How to learn Architecture Diagrams And RFCs for Architecture Delivery And Communication in Data Architect for free

Why this matters

As a Data Architect, you turn business and data needs into clear designs others can build safely and efficiently. Two core tools help you communicate and drive decisions: architecture diagrams and RFCs (Request for Comments). Diagrams give a shared visual model of systems and data flows. RFCs document context, options, trade-offs, and decisions. Together they reduce misunderstandings, speed reviews, and create a durable record.

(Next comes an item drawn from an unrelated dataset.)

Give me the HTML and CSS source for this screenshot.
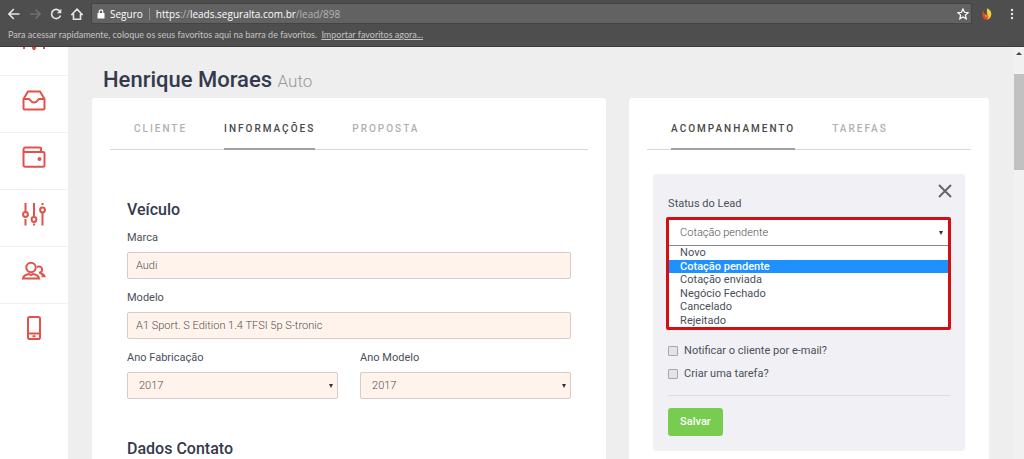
FILE: index.html
```html
<!DOCTYPE html>
<html lang="pt-BR">
<head>
<meta charset="utf-8">
<meta name="viewport" content="width=device-width, initial-scale=1">
<title>Henrique Moraes - Auto</title>
<link rel="stylesheet" href="styles.css">
</head>
<body>
<header class="chrome">
  <div class="toolbar">
    <div class="nav-buttons">
      <button class="tool" aria-label="Voltar"><svg viewBox="0 0 12 12"><path d="M11.5 6H1M5.800 1L.9 6l4.900 5"/></svg></button>
      <button class="tool tool-off" aria-label="Avançar" disabled><svg viewBox="0 0 12 12"><path d="M1 6h10M6.500 1.500L11 6l-4.500 4.500"/></svg></button>
      <button class="tool" aria-label="Recarregar"><svg viewBox="0 0 12 12"><path d="M9.900 3.300A4.600 4.600 0 1 0 10.500 7.500"/><path class="solid" d="M11.300.8v4.400H6.900z"/></svg></button>
      <button class="tool" aria-label="Página inicial"><svg viewBox="0 0 12 12"><path d="M.8 6.500L6 1.200l5.200 5.300H9.500v4.700h-7V6.500z"/></svg></button>
    </div>
    <div class="address">
      <svg class="lock" viewBox="0 0 8 10"><path class="solid" d="M.5 4h7v5.500h-7z"/><path d="M2.200 4.500V2.700a1.800 1.800 0 0 1 3.600 0v1.800"/></svg>
      <span class="secure">Seguro</span>
      <span class="url">https<span class="dim">://</span>leads.seguralta.com.br<span class="dim">/lead/898</span></span>
      <button class="tool star" aria-label="Adicionar aos favoritos"><svg viewBox="0 0 12 12"><path d="M6 1l1.500 3.300 3.600.4-2.700 2.400.8 3.600L6 8.900l-3.200 1.800.8-3.600L.9 4.700l3.600-.4z"/></svg></button>
    </div>
    <button class="tool flame" aria-label="Extensão"><svg viewBox="0 0 10 12"><path fill="#e7432d" d="M1.300 2.500C-.8 7 .4 11.500 4.800 11.700 8 11.500 9 9 8.300 6L5 8 3 7z"/><path fill="#f0d53a" d="M4.800.3c3.800 1.200 5.400 4.800 4.100 8-.8 2-2.300 3-4 3.300 1.700-1.500 1.900-2.600 1-4.200C4.200 5 5.400 3.300 4.800.3z"/><path fill="#f48a24" d="M3 5.500c-.8 2.300.3 3.700 2 4 1-1 .8-2 0-3L4 7.300z"/></svg></button>
    <button class="tool dots" aria-label="Menu"><svg viewBox="0 0 4 12"><circle cx="2" cy="2" r="1.200"/><circle cx="2" cy="6" r="1.200"/><circle cx="2" cy="10" r="1.200"/></svg></button>
  </div>
  <div class="bookmarks">Para acessar rapidamente, coloque os seus favoritos aqui na barra de favoritos. <a href="#">Importar favoritos agora...</a></div>
</header>

<div class="page">
  <nav class="sidebar" aria-label="Principal">
    <a class="side-item" href="#" aria-label="Indicadores"><svg viewBox="0 0 24 24"><path d="M2 3v20M12 3v21M22 3v20"/><circle class="solid" cx="12" cy="21.500" r="1.200"/></svg></a>
    <a class="side-item" href="#" aria-label="Caixa de entrada"><svg viewBox="0 0 24 24"><path d="M1.500 11L6 3.500h12l4.500 7.500v9a1.500 1.500 0 0 1-1.500 1.500H3A1.500 1.500 0 0 1 1.500 20zM1.500 11H7c1 0 1.500 3.500 5 3.500s4-3.500 5-3.500h5.500"/></svg></a>
    <a class="side-item" href="#" aria-label="Carteira"><svg viewBox="0 0 24 24"><path d="M19 7V3.500A1 1 0 0 0 18 2.500H3.500A2 2 0 0 0 1.500 4.500V20A1.700 1.700 0 0 0 3.200 21.700H21a1.500 1.500 0 0 0 1.500-1.500V8.500A1.500 1.500 0 0 0 21 7H3.500A2 2 0 0 1 1.500 5"/><circle class="solid" cx="17.500" cy="14" r="1"/></svg></a>
    <a class="side-item" href="#" aria-label="Ajustes"><svg viewBox="0 0 24 24"><path d="M3.500 1v8.500M3.500 17v6.500M12 1v13M12 21.500v2M20.500 1v2M20.500 11v12.500"/><circle cx="3.500" cy="12.500" r="2.400"/><circle cx="12" cy="17.500" r="2.400"/><circle cx="20.500" cy="8" r="2.400"/></svg></a>
    <a class="side-item" href="#" aria-label="Clientes"><svg viewBox="0 0 24 24"><circle cx="9" cy="8.500" r="4.700"/><path d="M1 19.500c.5-3 2.500-4 6-4.500l2 1.200 2-1.200c3.500.5 5.500 1.500 6 4.500zM15 8c3-1.500 5.500.5 5 3.500-.3 1.500-1.500 2.200-3 2.200M18.500 14.500c2.500.5 3.500 1.200 4 2.800h-3"/></svg></a>
    <a class="side-item" href="#" aria-label="Celular"><svg viewBox="0 0 24 24"><rect x="6" y="1" width="12" height="22" rx="1.800"/><path d="M6 17.500h12M10.500 20.300h3"/></svg></a>
  </nav>

  <main class="content">
    <h1 class="title">Henrique Moraes <small>Auto</small></h1>
    <div class="columns">
      <section class="card">
        <div class="tabs" role="tablist">
          <button class="tab" role="tab">CLIENTE</button>
          <button class="tab active" role="tab" aria-selected="true">INFORMAÇÕES</button>
          <button class="tab" role="tab">PROPOSTA</button>
        </div>
        <form class="form">
          <h2>Veículo</h2>
          <div class="field"><label for="marca">Marca</label><input class="control" id="marca" type="text" value="Audi"></div>
          <div class="field"><label for="modelo">Modelo</label><input class="control" id="modelo" type="text" value="A1 Sport. S Edition 1.4 TFSI 5p S-tronic"></div>
          <div class="pair">
            <div class="field"><label for="fab">Ano Fabricação</label><div class="picker"><select class="control" id="fab"><option>2017</option></select></div></div>
            <div class="field"><label for="ano">Ano Modelo</label><div class="picker"><select class="control" id="ano"><option>2017</option></select></div></div>
          </div>
          <h2 class="next">Dados Contato</h2>
        </form>
      </section>

      <section class="card">
        <div class="tabs" role="tablist">
          <button class="tab active" role="tab" aria-selected="true">ACOMPANHAMENTO</button>
          <button class="tab" role="tab">TAREFAS</button>
        </div>
        <form class="panel">
          <div class="panel-head">
            <label for="status">Status do Lead</label>
            <button type="button" class="close" aria-label="Fechar"><svg viewBox="0 0 14 14"><path d="M1 1l12 12M13 1L1 13"/></svg></button>
          </div>
          <div class="status">
            <div class="picker"><select class="status-select" id="status"><option>Cotação pendente</option></select></div>
            <ul class="options" role="listbox" aria-label="Status do Lead">
              <li role="option">Novo</li>
              <li role="option" class="chosen" aria-selected="true">Cotação pendente</li>
              <li role="option">Cotação enviada</li>
              <li role="option">Negócio Fechado</li>
              <li role="option">Cancelado</li>
              <li role="option">Rejeitado</li>
            </ul>
          </div>
          <div class="checks">
            <label class="check"><input type="checkbox">Notificar o cliente por e-mail?</label>
            <label class="check"><input type="checkbox">Criar uma tarefa?</label>
          </div>
          <div class="actions"><button type="button" class="save">Salvar</button></div>
        </form>
      </section>
    </div>
  </main>
  <div class="scrollbar"><span class="arrow"></span><span class="thumb"></span></div>
</div>
</body>
</html>
```
FILE: styles.css
```css
* { box-sizing: border-box; }
body {
  margin: 0;
  height: 100vh;
  display: flex;
  flex-direction: column;
  overflow: hidden;
  background: #eeeeee;
  color: #4a4f5a;
  font: 11px/16px Roboto, "Liberation Sans", sans-serif;
}
button, input, select { font: inherit; color: inherit; margin: 0; }
button { border: 0; padding: 0; background: none; }
h1, h2, ul { margin: 0; padding: 0; }
svg { display: block; fill: none; stroke: currentColor; }

/* Browser frame */
.chrome {
  flex: none;
  height: 47px;
  padding: 3px 0 0;
  background: #4e4e4e;
  border-bottom: 1px solid #3c3c3c;
  color: #e6e6e6;
  font-family: "Open Sans", "Noto Sans", sans-serif;
}
.toolbar { display: flex; align-items: center; padding-right: 10px; }
.nav-buttons { display: flex; gap: 9px; padding: 0 8px; width: 91px; }
.tool svg { width: 12px; height: 12px; stroke-width: 1.6; }
.tool .solid, .lock .solid { fill: currentColor; stroke: none; }
.tool-off { color: #707070; }
.address {
  flex: 1;
  display: flex;
  align-items: center;
  height: 21px;
  padding: 0 2px 0 5px;
  background: #626262;
  border: 1px solid #444444;
  border-radius: 2px;
  color: #ffffff;
}
.lock { width: 8px; height: 10px; stroke-width: 1.2; }
.secure { margin-left: 5px; padding-right: 6px; border-right: 1px solid #8c8c8c; line-height: 12px; font-size: 10px; }
.url { flex: 1; padding-left: 6px; font-size: 10px; }
.dim { color: #b4b4b4; }
.star svg { stroke-width: 1.2; }
.flame { margin-left: 10px; }
.flame svg { width: 10px; stroke: none; }
.dots { margin-left: 18px; }
.dots svg { width: 4px; fill: currentColor; stroke: none; }
.bookmarks { padding: 3px 8px; color: #c4c4c4; font-family: Lato, "Open Sans", sans-serif; font-size: 9px; }
.bookmarks a { color: inherit; margin-left: 2px; }

.page { flex: 1; min-height: 0; display: flex; overflow: hidden; }

/* Sidebar, scrolled part of the way through its first item */
.sidebar { flex: none; width: 68px; background: #ffffff; }
.side-item {
  display: flex;
  justify-content: center;
  height: 57px;
  padding-top: 12px;
  border-bottom: 1px solid #f0f0f0;
  color: #e0524a;
}
.side-item:first-child { margin-top: -28px; padding-top: 7px; }
.side-item:last-child { border-bottom: 0; }
.side-item svg { width: 24px; height: 24px; stroke-width: 2; }
.side-item .solid { fill: currentColor; }

/* Content */
.content { flex: 1; min-width: 0; padding: 19px 25px 0 24px; }
.title { padding-left: 11px; font-size: 22px; line-height: 28px; font-weight: 500; color: #343a4c; }
.title small { font-size: 17px; font-weight: 300; color: #999999; }
.columns { display: grid; grid-template-columns: 10fr 7fr; gap: 23px; margin-top: 3px; }
.card { min-height: 400px; padding: 16px 18px; background: #ffffff; border-radius: 3px; }
.tabs { display: flex; gap: 37px; padding: 0 24px; border-bottom: 1px solid #d8d8d8; }
.tab {
  height: 36px;
  margin-bottom: -1px;
  padding-bottom: 5px;
  border-bottom: 2px solid transparent;
  color: #b0b0b0;
  font-size: 10px;
  font-weight: 500;
  letter-spacing: 2px;
}
.tab.active { color: #484848; border-color: #a0a0a0; }
.form { padding: 49px 17px 0; }
.form h2 { margin-bottom: 9px; font-size: 16px; line-height: 22px; font-weight: 500; color: #343a4c; }
.form .next { margin-top: 28px; }
.field { margin-bottom: 11px; }
.field label { display: block; margin-bottom: 6px; }
.control {
  display: block;
  width: 100%;
  height: 27px;
  padding: 0 8px;
  border: 1px solid #d4ccca;
  border-radius: 2px;
  background: #fff3ec;
  color: #505050;
  font-weight: 300;
}
.pair { display: grid; grid-template-columns: 1fr 1fr; gap: 22px; }
.picker { display: grid; align-items: center; }
.picker select { grid-area: 1 / 1; appearance: none; }
.picker::after {
  content: "";
  grid-area: 1 / 1;
  justify-self: end;
  margin-right: 5px;
  border: 2px solid transparent;
  border-top: 4px solid #333333;
  border-bottom: 0;
  pointer-events: none;
}
.picker .control { padding: 0 11px; }

/* Status panel */
.panel { margin: 24px 6px 0; padding: 10px 15px 15px; background: #f1f1f5; border-radius: 4px; }
.panel-head { display: flex; justify-content: space-between; height: 33px; }
.panel-head label { align-self: flex-end; margin-bottom: 5px; }
.close { align-self: flex-start; margin-right: -2px; color: #666666; }
.close svg { width: 14px; height: 14px; stroke-width: 2; }
.status { margin: 0 -1px 0 -2px; border: 3px solid #d40f14; border-radius: 2px; background: #ffffff; }
.status-select {
  width: 100%;
  height: 26px;
  padding: 0 11px;
  border: 0;
  border-bottom: 1px solid #85859a;
  background: #ffffff;
  color: #505050;
  font-weight: 300;
}
.options { display: grid; grid-template-rows: repeat(6, 1fr); height: 81px; list-style: none; }
.options li { display: flex; align-items: center; padding-left: 11px; line-height: 13px; }
.options .chosen { background: #1e90ff; color: #ffffff; font-weight: 500; }
.checks { display: grid; gap: 7px; padding: 13px 0; border-bottom: 1px solid #dcdce2; }
.check { display: flex; align-items: center; gap: 6px; }
.check input {
  appearance: none;
  width: 10px;
  height: 10px;
  border: 1px solid #a8a8a8;
  border-radius: 1px;
  background: #e4e4e4;
}
.actions { padding-top: 12px; }
.save { height: 28px; padding: 0 12px; border-radius: 3px; background: #78cc50; color: #ffffff; font-weight: 500; }

/* Scrollbar */
.scrollbar { flex: none; width: 10px; display: flex; flex-direction: column; align-items: center; background: #f1f1f1; }
.arrow { margin: 5px 0 19px; border: 3px solid transparent; border-bottom: 3px solid #444444; border-top: 0; }
.thumb { width: 10px; height: 96px; background: #c1c1c1; }
```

Real tasks you will do: map ingestion pipelines, document trust boundaries for PII, present options for warehouse vs. lakehouse, align teams on migration plans, and justify tool choices with trade-offs.
Outcome: faster approvals, fewer reworks, and predictable delivery.

Concept explained simply

Diagrams show what exists and how it connects. RFCs explain why choices were made.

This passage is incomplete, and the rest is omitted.